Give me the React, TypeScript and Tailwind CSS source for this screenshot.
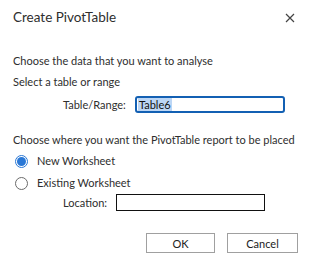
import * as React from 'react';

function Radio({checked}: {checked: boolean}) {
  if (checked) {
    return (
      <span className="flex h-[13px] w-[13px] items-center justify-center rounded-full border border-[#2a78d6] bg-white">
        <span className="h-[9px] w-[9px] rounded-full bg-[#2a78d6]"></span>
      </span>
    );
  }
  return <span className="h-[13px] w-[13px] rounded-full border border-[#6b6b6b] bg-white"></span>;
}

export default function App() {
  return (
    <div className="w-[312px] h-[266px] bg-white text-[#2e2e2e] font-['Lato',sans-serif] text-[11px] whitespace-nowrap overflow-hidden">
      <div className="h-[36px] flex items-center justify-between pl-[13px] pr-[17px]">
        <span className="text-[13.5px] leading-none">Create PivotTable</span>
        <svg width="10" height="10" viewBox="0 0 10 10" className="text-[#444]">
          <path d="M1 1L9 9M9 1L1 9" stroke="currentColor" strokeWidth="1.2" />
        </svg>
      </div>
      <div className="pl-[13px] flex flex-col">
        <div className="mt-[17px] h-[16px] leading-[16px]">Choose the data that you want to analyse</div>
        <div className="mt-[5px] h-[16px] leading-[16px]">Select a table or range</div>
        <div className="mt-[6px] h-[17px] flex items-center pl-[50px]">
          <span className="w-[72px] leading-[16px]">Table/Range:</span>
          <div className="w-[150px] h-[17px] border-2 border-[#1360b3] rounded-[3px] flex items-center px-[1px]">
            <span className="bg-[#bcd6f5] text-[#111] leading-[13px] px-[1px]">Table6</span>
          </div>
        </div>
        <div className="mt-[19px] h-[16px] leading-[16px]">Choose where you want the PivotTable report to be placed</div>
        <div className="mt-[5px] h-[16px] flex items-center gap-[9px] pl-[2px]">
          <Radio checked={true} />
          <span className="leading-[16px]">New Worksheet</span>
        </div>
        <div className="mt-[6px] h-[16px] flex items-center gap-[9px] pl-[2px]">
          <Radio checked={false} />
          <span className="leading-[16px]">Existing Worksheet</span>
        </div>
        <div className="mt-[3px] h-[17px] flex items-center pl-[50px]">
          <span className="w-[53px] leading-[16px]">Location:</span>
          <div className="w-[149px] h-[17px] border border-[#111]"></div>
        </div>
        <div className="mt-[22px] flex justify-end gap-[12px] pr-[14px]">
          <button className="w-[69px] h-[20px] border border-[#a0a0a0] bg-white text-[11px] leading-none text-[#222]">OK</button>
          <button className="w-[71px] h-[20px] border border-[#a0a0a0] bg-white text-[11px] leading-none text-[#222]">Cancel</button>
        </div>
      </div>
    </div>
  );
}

★ ★ ★

PROBLEM REQUIREMENTS
Every line above should be returned exactly; the pictures stay out.

RIGHT ANSWER
Give me the React, TypeScript and Tailwind CSS source for this screenshot.
import * as React from 'react';

function Radio({checked}: {checked: boolean}) {
  if (checked) {
    return (
      <span className="flex h-[13px] w-[13px] items-center justify-center rounded-full border border-[#2a78d6] bg-white">
        <span className="h-[9px] w-[9px] rounded-full bg-[#2a78d6]"></span>
      </span>
    );
  }
  return <span className="h-[13px] w-[13px] rounded-full border border-[#6b6b6b] bg-white"></span>;
}

export default function App() {
  return (
    <div className="w-[312px] h-[266px] bg-white text-[#2e2e2e] font-['Lato',sans-serif] text-[11px] whitespace-nowrap overflow-hidden">
      <div className="h-[36px] flex items-center justify-between pl-[13px] pr-[17px]">
        <span className="text-[13.5px] leading-none">Create PivotTable</span>
        <svg width="10" height="10" viewBox="0 0 10 10" className="text-[#444]">
          <path d="M1 1L9 9M9 1L1 9" stroke="currentColor" strokeWidth="1.2" />
        </svg>
      </div>
      <div className="pl-[13px] flex flex-col">
        <div className="mt-[17px] h-[16px] leading-[16px]">Choose the data that you want to analyse</div>
        <div className="mt-[5px] h-[16px] leading-[16px]">Select a table or range</div>
        <div className="mt-[6px] h-[17px] flex items-center pl-[50px]">
          <span className="w-[72px] leading-[16px]">Table/Range:</span>
          <div className="w-[150px] h-[17px] border-2 border-[#1360b3] rounded-[3px] flex items-center px-[1px]">
            <span className="bg-[#bcd6f5] text-[#111] leading-[13px] px-[1px]">Table6</span>
          </div>
        </div>
        <div className="mt-[19px] h-[16px] leading-[16px]">Choose where you want the PivotTable report to be placed</div>
        <div className="mt-[5px] h-[16px] flex items-center gap-[9px] pl-[2px]">
          <Radio checked={true} />
          <span className="leading-[16px]">New Worksheet</span>
        </div>
        <div className="mt-[6px] h-[16px] flex items-center gap-[9px] pl-[2px]">
          <Radio checked={false} />
          <span className="leading-[16px]">Existing Worksheet</span>
        </div>
        <div className="mt-[3px] h-[17px] flex items-center pl-[50px]">
          <span className="w-[53px] leading-[16px]">Location:</span>
          <div className="w-[149px] h-[17px] border border-[#111]"></div>
        </div>
        <div className="mt-[22px] flex justify-end gap-[12px] pr-[14px]">
          <button className="w-[69px] h-[20px] border border-[#a0a0a0] bg-white text-[11px] leading-none text-[#222]">OK</button>
          <button className="w-[71px] h-[20px] border border-[#a0a0a0] bg-white text-[11px] leading-none text-[#222]">Cancel</button>
        </div>
      </div>
    </div>
  );
}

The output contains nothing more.